REQUIRED WORK: Skip all pictures, then print the remaining material exactly.
┌─ MATERIAL PROVIDED
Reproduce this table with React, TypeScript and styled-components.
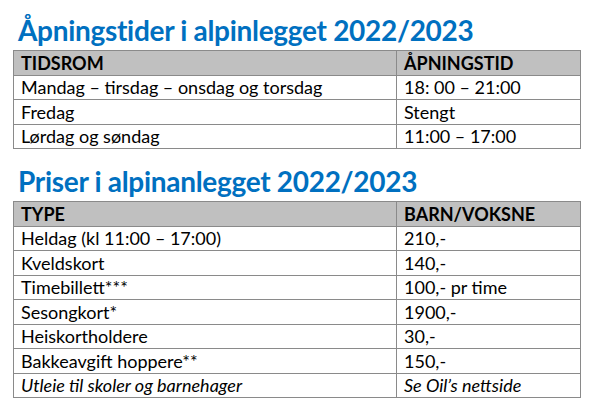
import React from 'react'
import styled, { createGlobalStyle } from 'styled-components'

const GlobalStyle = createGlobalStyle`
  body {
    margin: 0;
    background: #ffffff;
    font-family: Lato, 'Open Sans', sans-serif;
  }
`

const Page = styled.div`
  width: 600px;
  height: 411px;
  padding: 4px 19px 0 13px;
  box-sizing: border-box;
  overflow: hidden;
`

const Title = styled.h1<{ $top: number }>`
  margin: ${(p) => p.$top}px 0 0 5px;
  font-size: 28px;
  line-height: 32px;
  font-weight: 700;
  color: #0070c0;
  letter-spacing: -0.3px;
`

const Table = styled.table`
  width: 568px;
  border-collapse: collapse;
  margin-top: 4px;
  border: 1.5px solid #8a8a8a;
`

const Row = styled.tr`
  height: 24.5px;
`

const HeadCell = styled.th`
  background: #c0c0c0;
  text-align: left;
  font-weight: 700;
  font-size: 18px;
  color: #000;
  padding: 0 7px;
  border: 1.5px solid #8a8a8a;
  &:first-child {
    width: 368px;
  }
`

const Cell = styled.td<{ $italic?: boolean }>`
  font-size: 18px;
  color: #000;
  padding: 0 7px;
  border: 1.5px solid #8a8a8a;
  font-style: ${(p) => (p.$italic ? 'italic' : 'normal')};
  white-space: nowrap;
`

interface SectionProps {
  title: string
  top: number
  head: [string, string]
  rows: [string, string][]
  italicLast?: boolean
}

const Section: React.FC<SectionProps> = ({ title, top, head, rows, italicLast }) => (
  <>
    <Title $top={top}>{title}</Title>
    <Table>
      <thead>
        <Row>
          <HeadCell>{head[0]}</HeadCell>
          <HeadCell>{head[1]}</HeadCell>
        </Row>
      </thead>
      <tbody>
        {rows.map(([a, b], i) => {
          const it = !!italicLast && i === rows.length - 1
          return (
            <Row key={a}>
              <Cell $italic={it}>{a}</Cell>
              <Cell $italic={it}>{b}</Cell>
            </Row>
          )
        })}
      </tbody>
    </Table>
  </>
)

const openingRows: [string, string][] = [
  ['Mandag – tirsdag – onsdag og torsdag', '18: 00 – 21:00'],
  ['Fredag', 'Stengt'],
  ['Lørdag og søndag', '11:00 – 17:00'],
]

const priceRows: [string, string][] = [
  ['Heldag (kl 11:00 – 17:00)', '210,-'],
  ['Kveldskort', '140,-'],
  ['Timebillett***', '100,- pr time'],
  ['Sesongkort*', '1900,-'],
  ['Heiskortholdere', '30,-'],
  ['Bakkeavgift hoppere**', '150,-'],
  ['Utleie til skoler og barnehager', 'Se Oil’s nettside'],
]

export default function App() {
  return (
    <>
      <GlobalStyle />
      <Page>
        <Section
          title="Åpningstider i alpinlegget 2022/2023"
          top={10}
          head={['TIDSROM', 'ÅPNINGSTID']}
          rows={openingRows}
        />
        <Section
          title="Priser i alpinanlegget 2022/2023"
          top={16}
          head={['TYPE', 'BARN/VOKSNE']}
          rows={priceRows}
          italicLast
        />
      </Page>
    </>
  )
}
└─
RESULT OF THIS EXERCISE:
Reproduce this table with React, TypeScript and styled-components.
import React from 'react'
import styled, { createGlobalStyle } from 'styled-components'

const GlobalStyle = createGlobalStyle`
  body {
    margin: 0;
    background: #ffffff;
    font-family: Lato, 'Open Sans', sans-serif;
  }
`

const Page = styled.div`
  width: 600px;
  height: 411px;
  padding: 4px 19px 0 13px;
  box-sizing: border-box;
  overflow: hidden;
`

const Title = styled.h1<{ $top: number }>`
  margin: ${(p) => p.$top}px 0 0 5px;
  font-size: 28px;
  line-height: 32px;
  font-weight: 700;
  color: #0070c0;
  letter-spacing: -0.3px;
`

const Table = styled.table`
  width: 568px;
  border-collapse: collapse;
  margin-top: 4px;
  border: 1.5px solid #8a8a8a;
`

const Row = styled.tr`
  height: 24.5px;
`

const HeadCell = styled.th`
  background: #c0c0c0;
  text-align: left;
  font-weight: 700;
  font-size: 18px;
  color: #000;
  padding: 0 7px;
  border: 1.5px solid #8a8a8a;
  &:first-child {
    width: 368px;
  }
`

const Cell = styled.td<{ $italic?: boolean }>`
  font-size: 18px;
  color: #000;
  padding: 0 7px;
  border: 1.5px solid #8a8a8a;
  font-style: ${(p) => (p.$italic ? 'italic' : 'normal')};
  white-space: nowrap;
`

interface SectionProps {
  title: string
  top: number
  head: [string, string]
  rows: [string, string][]
  italicLast?: boolean
}

const Section: React.FC<SectionProps> = ({ title, top, head, rows, italicLast }) => (
  <>
    <Title $top={top}>{title}</Title>
    <Table>
      <thead>
        <Row>
          <HeadCell>{head[0]}</HeadCell>
          <HeadCell>{head[1]}</HeadCell>
        </Row>
      </thead>
      <tbody>
        {rows.map(([a, b], i) => {
          const it = !!italicLast && i === rows.length - 1
          return (
            <Row key={a}>
              <Cell $italic={it}>{a}</Cell>
              <Cell $italic={it}>{b}</Cell>
            </Row>
          )
        })}
      </tbody>
    </Table>
  </>
)

const openingRows: [string, string][] = [
  ['Mandag – tirsdag – onsdag og torsdag', '18: 00 – 21:00'],
  ['Fredag', 'Stengt'],
  ['Lørdag og søndag', '11:00 – 17:00'],
]

const priceRows: [string, string][] = [
  ['Heldag (kl 11:00 – 17:00)', '210,-'],
  ['Kveldskort', '140,-'],
  ['Timebillett***', '100,- pr time'],
  ['Sesongkort*', '1900,-'],
  ['Heiskortholdere', '30,-'],
  ['Bakkeavgift hoppere**', '150,-'],
  ['Utleie til skoler og barnehager', 'Se Oil’s nettside'],
]

export default function App() {
  return (
    <>
      <GlobalStyle />
      <Page>
        <Section
          title="Åpningstider i alpinlegget 2022/2023"
          top={10}
          head={['TIDSROM', 'ÅPNINGSTID']}
          rows={openingRows}
        />
        <Section
          title="Priser i alpinanlegget 2022/2023"
          top={16}
          head={['TYPE', 'BARN/VOKSNE']}
          rows={priceRows}
          italicLast
        />
      </Page>
    </>
  )
}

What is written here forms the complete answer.